%%

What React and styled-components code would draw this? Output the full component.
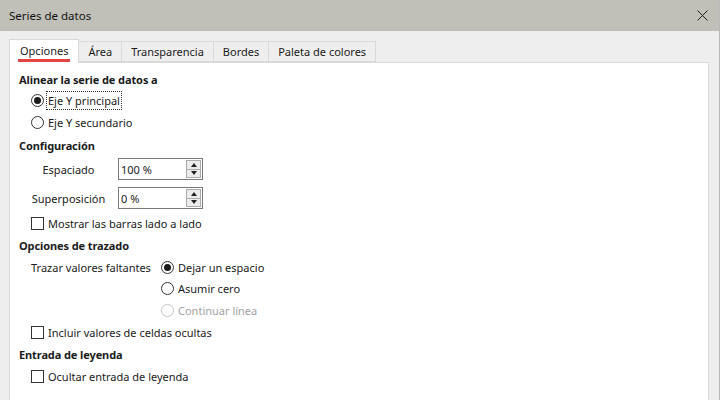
import React from "react";
import styled, { createGlobalStyle } from "styled-components";

const GlobalStyle = createGlobalStyle`
  html, body {
    margin: 0;
    padding: 0;
    height: 100%;
    overflow: hidden;
  }
  body {
    font-family: "Noto Sans", "Open Sans", sans-serif;
    font-size: 11px;
    color: #1b1b1b;
    background: #eeeeee;
  }
  #root {
    height: 100%;
  }
`;

const Window = styled.div`
  display: flex;
  flex-direction: column;
  height: 100vh;
  border-right: 1px solid #b9b9b9;
  box-sizing: border-box;
`;

const TitleBar = styled.div`
  height: 31px;
  flex-shrink: 0;
  display: flex;
  align-items: center;
  justify-content: space-between;
  padding: 0 9px 0 9px;
  background: #c0bfb8;
  font-size: 11.5px;
  color: #111;
`;

const CloseButton = styled.div`
  width: 12px;
  height: 12px;
  display: flex;
  align-items: center;
  justify-content: center;
  margin-right: 2px;
`;

const Body = styled.div`
  flex: 1;
  display: flex;
  flex-direction: column;
  padding: 8px 10px 0 9px;
  min-height: 0;
`;

const TabList = styled.div`
  display: flex;
  align-items: flex-end;
  height: 23px;
  position: relative;
  z-index: 1;
`;

const Tab = styled.div`
  position: relative;
  height: ${(p) => (p.$active ? "24px" : "21px")};
  box-sizing: border-box;
  padding: 0 ${(p) => (p.$active ? "10px" : "9px")};
  display: flex;
  align-items: center;
  justify-content: center;
  background: ${(p) => (p.$active ? "#ffffff" : "#eeeeee")};
  border: 1px solid #d9d9d9;
  border-bottom: ${(p) => (p.$active ? "none" : "1px solid #d9d9d9")};
  margin-left: ${(p) => (p.$active ? "0" : "-1px")};
  margin-bottom: ${(p) => (p.$active ? "-1px" : "0")};
  padding-bottom: ${(p) => (p.$active ? "2px" : "0")};
  font-size: 11px;
  white-space: nowrap;
`;

const TabMarker = styled.span`
  position: absolute;
  left: 8px;
  right: 8px;
  bottom: 1px;
  height: 3px;
  background: #e84343;
`;

const Panel = styled.div`
  flex: 1;
  background: #ffffff;
  border: 1px solid #d9d9d9;
  border-bottom: none;
  padding: 5px 9px 0 9px;
  display: flex;
  flex-direction: column;
`;

const SectionTitle = styled.div`
  height: 22px;
  display: flex;
  align-items: center;
  font-weight: bold;
  letter-spacing: -0.1px;
`;

const Row = styled.div`
  height: ${(p) => p.$h || 22}px;
  display: flex;
  align-items: center;
  padding-left: ${(p) => p.$indent ?? 12}px;
  margin-top: ${(p) => p.$mt || 0}px;
  color: ${(p) => (p.$disabled ? "#a2a2a2" : "inherit")};
  white-space: nowrap;
`;

const RadioCircle = styled.span`
  width: 13px;
  height: 13px;
  box-sizing: border-box;
  border-radius: 50%;
  border: 1px solid ${(p) => (p.$disabled ? "#c6c6c6" : "#333333")};
  background: #fff;
  display: flex;
  align-items: center;
  justify-content: center;
  margin-right: 3px;
  flex-shrink: 0;
  &::after {
    content: "";
    width: 7px;
    height: 7px;
    border-radius: 50%;
    background: #1b1b1b;
    display: ${(p) => (p.$checked ? "block" : "none")};
  }
`;

const CheckBox = styled.span`
  width: 13px;
  height: 13px;
  box-sizing: border-box;
  border: 1px solid #333333;
  background: #fff;
  margin-right: 3px;
  flex-shrink: 0;
`;

const Label = styled.span`
  padding: 1px 1px;
  outline: ${(p) => (p.$focus ? "1px dotted #333" : "none")};
  outline-offset: 0;
`;

const SpinRow = styled.div`
  height: 22px;
  display: flex;
  align-items: center;
  margin-top: ${(p) => p.$mt || 0}px;
`;

const SpinLabel = styled.span`
  width: 79px;
  margin-left: 10px;
  margin-right: 10px;
  text-align: center;
  white-space: nowrap;
`;

const SpinField = styled.div`
  width: 85px;
  height: 22px;
  box-sizing: border-box;
  border: 1px solid #7a7a7a;
  display: flex;
  align-items: center;
  justify-content: space-between;
  padding: 0 1px 0 2px;
  background: #fff;
`;

const SpinButtons = styled.div`
  display: flex;
  flex-direction: column;
  width: 15px;
  height: 18px;
`;

const SpinButton = styled.div`
  flex: 1;
  box-sizing: border-box;
  border: 1px solid #acacac;
  background: #ececec;
  display: flex;
  align-items: center;
  justify-content: center;
  &:first-child {
    border-bottom: none;
  }
  &::after {
    content: "";
    width: 0;
    height: 0;
    border-left: 3px solid transparent;
    border-right: 3px solid transparent;
    ${(p) =>
      p.$up
        ? "border-bottom: 4px solid #222;"
        : "border-top: 4px solid #222;"}
  }
`;

const OptionGrid = styled.div`
  display: grid;
  grid-template-columns: 130px auto;
  padding-left: 12px;
  margin-top: ${(p) => p.$mt || 0}px;
`;

const GridLabel = styled.div`
  height: 22px;
  display: flex;
  align-items: center;
  white-space: nowrap;
`;

const GridOptions = styled.div`
  display: flex;
  flex-direction: column;
`;

const Radio = ({ checked, disabled, focus, children, indent, mt, h }) => (
  <Row $indent={indent} $mt={mt} $h={h} $disabled={disabled}>
    <RadioCircle $checked={checked} $disabled={disabled} />
    <Label $focus={focus}>{children}</Label>
  </Row>
);

const Check = ({ children, mt }) => (
  <Row $mt={mt}>
    <CheckBox />
    <Label>{children}</Label>
  </Row>
);

const Spin = ({ label, value, mt }) => (
  <SpinRow $mt={mt}>
    <SpinLabel>{label}</SpinLabel>
    <SpinField>
      <span>{value}</span>
      <SpinButtons>
        <SpinButton $up />
        <SpinButton />
      </SpinButtons>
    </SpinField>
  </SpinRow>
);

const tabs = ["Opciones", "Área", "Transparencia", "Bordes", "Paleta de colores"];

export default function App() {
  return (
    <>
      <GlobalStyle />
      <Window>
        <TitleBar>
          <span>Series de datos</span>
          <CloseButton>
            <svg width="11" height="11" viewBox="0 0 11 11">
              <path d="M0.5 0.5 L10.5 10.5 M10.5 0.5 L0.5 10.5" stroke="#222" strokeWidth="1" fill="none" />
            </svg>
          </CloseButton>
        </TitleBar>
        <Body>
          <TabList>
            {tabs.map((t, i) => (
              <Tab key={t} $active={i === 0}>
                {t}
                {i === 0 && <TabMarker />}
              </Tab>
            ))}
          </TabList>
          <Panel>
            <SectionTitle>Alinear la serie de datos a</SectionTitle>
            <Radio checked focus h={21}>Eje Y principal</Radio>
            <Radio h={23}>Eje Y secundario</Radio>
            <SectionTitle>Configuración</SectionTitle>
            <Spin label="Espaciado" value="100 %" mt={2} />
            <Spin label="Superposición" value="0 %" mt={7} />
            <Check mt={3}>Mostrar las barras lado a lado</Check>
            <SectionTitle>Opciones de trazado</SectionTitle>
            <OptionGrid>
              <GridLabel>Trazar valores faltantes</GridLabel>
              <GridOptions>
                <Radio checked indent={0}>Dejar un espacio</Radio>
                <Radio indent={0} h={21}>Asumir cero</Radio>
                <Radio disabled indent={0}>Continuar línea</Radio>
              </GridOptions>
            </OptionGrid>
            <Check>Incluir valores de celdas ocultas</Check>
            <SectionTitle>Entrada de leyenda</SectionTitle>
            <Check>Ocultar entrada de leyenda</Check>
          </Panel>
        </Body>
      </Window>
    </>
  );
}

%%

» Exercise goal
Send back the data above word for word, with the pictures left out.

» Written solution
What React and styled-components code would draw this? Output the full component.
import React from "react";
import styled, { createGlobalStyle } from "styled-components";

const GlobalStyle = createGlobalStyle`
  html, body {
    margin: 0;
    padding: 0;
    height: 100%;
    overflow: hidden;
  }
  body {
    font-family: "Noto Sans", "Open Sans", sans-serif;
    font-size: 11px;
    color: #1b1b1b;
    background: #eeeeee;
  }
  #root {
    height: 100%;
  }
`;

const Window = styled.div`
  display: flex;
  flex-direction: column;
  height: 100vh;
  border-right: 1px solid #b9b9b9;
  box-sizing: border-box;
`;

const TitleBar = styled.div`
  height: 31px;
  flex-shrink: 0;
  display: flex;
  align-items: center;
  justify-content: space-between;
  padding: 0 9px 0 9px;
  background: #c0bfb8;
  font-size: 11.5px;
  color: #111;
`;

const CloseButton = styled.div`
  width: 12px;
  height: 12px;
  display: flex;
  align-items: center;
  justify-content: center;
  margin-right: 2px;
`;

const Body = styled.div`
  flex: 1;
  display: flex;
  flex-direction: column;
  padding: 8px 10px 0 9px;
  min-height: 0;
`;

const TabList = styled.div`
  display: flex;
  align-items: flex-end;
  height: 23px;
  position: relative;
  z-index: 1;
`;

const Tab = styled.div`
  position: relative;
  height: ${(p) => (p.$active ? "24px" : "21px")};
  box-sizing: border-box;
  padding: 0 ${(p) => (p.$active ? "10px" : "9px")};
  display: flex;
  align-items: center;
  justify-content: center;
  background: ${(p) => (p.$active ? "#ffffff" : "#eeeeee")};
  border: 1px solid #d9d9d9;
  border-bottom: ${(p) => (p.$active ? "none" : "1px solid #d9d9d9")};
  margin-left: ${(p) => (p.$active ? "0" : "-1px")};
  margin-bottom: ${(p) => (p.$active ? "-1px" : "0")};
  padding-bottom: ${(p) => (p.$active ? "2px" : "0")};
  font-size: 11px;
  white-space: nowrap;
`;

const TabMarker = styled.span`
  position: absolute;
  left: 8px;
  right: 8px;
  bottom: 1px;
  height: 3px;
  background: #e84343;
`;

const Panel = styled.div`
  flex: 1;
  background: #ffffff;
  border: 1px solid #d9d9d9;
  border-bottom: none;
  padding: 5px 9px 0 9px;
  display: flex;
  flex-direction: column;
`;

const SectionTitle = styled.div`
  height: 22px;
  display: flex;
  align-items: center;
  font-weight: bold;
  letter-spacing: -0.1px;
`;

const Row = styled.div`
  height: ${(p) => p.$h || 22}px;
  display: flex;
  align-items: center;
  padding-left: ${(p) => p.$indent ?? 12}px;
  margin-top: ${(p) => p.$mt || 0}px;
  color: ${(p) => (p.$disabled ? "#a2a2a2" : "inherit")};
  white-space: nowrap;
`;

const RadioCircle = styled.span`
  width: 13px;
  height: 13px;
  box-sizing: border-box;
  border-radius: 50%;
  border: 1px solid ${(p) => (p.$disabled ? "#c6c6c6" : "#333333")};
  background: #fff;
  display: flex;
  align-items: center;
  justify-content: center;
  margin-right: 3px;
  flex-shrink: 0;
  &::after {
    content: "";
    width: 7px;
    height: 7px;
    border-radius: 50%;
    background: #1b1b1b;
    display: ${(p) => (p.$checked ? "block" : "none")};
  }
`;

const CheckBox = styled.span`
  width: 13px;
  height: 13px;
  box-sizing: border-box;
  border: 1px solid #333333;
  background: #fff;
  margin-right: 3px;
  flex-shrink: 0;
`;

const Label = styled.span`
  padding: 1px 1px;
  outline: ${(p) => (p.$focus ? "1px dotted #333" : "none")};
  outline-offset: 0;
`;

const SpinRow = styled.div`
  height: 22px;
  display: flex;
  align-items: center;
  margin-top: ${(p) => p.$mt || 0}px;
`;

const SpinLabel = styled.span`
  width: 79px;
  margin-left: 10px;
  margin-right: 10px;
  text-align: center;
  white-space: nowrap;
`;

const SpinField = styled.div`
  width: 85px;
  height: 22px;
  box-sizing: border-box;
  border: 1px solid #7a7a7a;
  display: flex;
  align-items: center;
  justify-content: space-between;
  padding: 0 1px 0 2px;
  background: #fff;
`;

const SpinButtons = styled.div`
  display: flex;
  flex-direction: column;
  width: 15px;
  height: 18px;
`;

const SpinButton = styled.div`
  flex: 1;
  box-sizing: border-box;
  border: 1px solid #acacac;
  background: #ececec;
  display: flex;
  align-items: center;
  justify-content: center;
  &:first-child {
    border-bottom: none;
  }
  &::after {
    content: "";
    width: 0;
    height: 0;
    border-left: 3px solid transparent;
    border-right: 3px solid transparent;
    ${(p) =>
      p.$up
        ? "border-bottom: 4px solid #222;"
        : "border-top: 4px solid #222;"}
  }
`;

const OptionGrid = styled.div`
  display: grid;
  grid-template-columns: 130px auto;
  padding-left: 12px;
  margin-top: ${(p) => p.$mt || 0}px;
`;

const GridLabel = styled.div`
  height: 22px;
  display: flex;
  align-items: center;
  white-space: nowrap;
`;

const GridOptions = styled.div`
  display: flex;
  flex-direction: column;
`;

const Radio = ({ checked, disabled, focus, children, indent, mt, h }) => (
  <Row $indent={indent} $mt={mt} $h={h} $disabled={disabled}>
    <RadioCircle $checked={checked} $disabled={disabled} />
    <Label $focus={focus}>{children}</Label>
  </Row>
);

const Check = ({ children, mt }) => (
  <Row $mt={mt}>
    <CheckBox />
    <Label>{children}</Label>
  </Row>
);

const Spin = ({ label, value, mt }) => (
  <SpinRow $mt={mt}>
    <SpinLabel>{label}</SpinLabel>
    <SpinField>
      <span>{value}</span>
      <SpinButtons>
        <SpinButton $up />
        <SpinButton />
      </SpinButtons>
    </SpinField>
  </SpinRow>
);

const tabs = ["Opciones", "Área", "Transparencia", "Bordes", "Paleta de colores"];

export default function App() {
  return (
    <>
      <GlobalStyle />
      <Window>
        <TitleBar>
          <span>Series de datos</span>
          <CloseButton>
            <svg width="11" height="11" viewBox="0 0 11 11">
              <path d="M0.5 0.5 L10.5 10.5 M10.5 0.5 L0.5 10.5" stroke="#222" strokeWidth="1" fill="none" />
            </svg>
          </CloseButton>
        </TitleBar>
        <Body>
          <TabList>
            {tabs.map((t, i) => (
              <Tab key={t} $active={i === 0}>
                {t}
                {i === 0 && <TabMarker />}
              </Tab>
            ))}
          </TabList>
          <Panel>
            <SectionTitle>Alinear la serie de datos a</SectionTitle>
            <Radio checked focus h={21}>Eje Y principal</Radio>
            <Radio h={23}>Eje Y secundario</Radio>
            <SectionTitle>Configuración</SectionTitle>
            <Spin label="Espaciado" value="100 %" mt={2} />
            <Spin label="Superposición" value="0 %" mt={7} />
            <Check mt={3}>Mostrar las barras lado a lado</Check>
            <SectionTitle>Opciones de trazado</SectionTitle>
            <OptionGrid>
              <GridLabel>Trazar valores faltantes</GridLabel>
              <GridOptions>
                <Radio checked indent={0}>Dejar un espacio</Radio>
                <Radio indent={0} h={21}>Asumir cero</Radio>
                <Radio disabled indent={0}>Continuar línea</Radio>
              </GridOptions>
            </OptionGrid>
            <Check>Incluir valores de celdas ocultas</Check>
            <SectionTitle>Entrada de leyenda</SectionTitle>
            <Check>Ocultar entrada de leyenda</Check>
          </Panel>
        </Body>
      </Window>
    </>
  );
}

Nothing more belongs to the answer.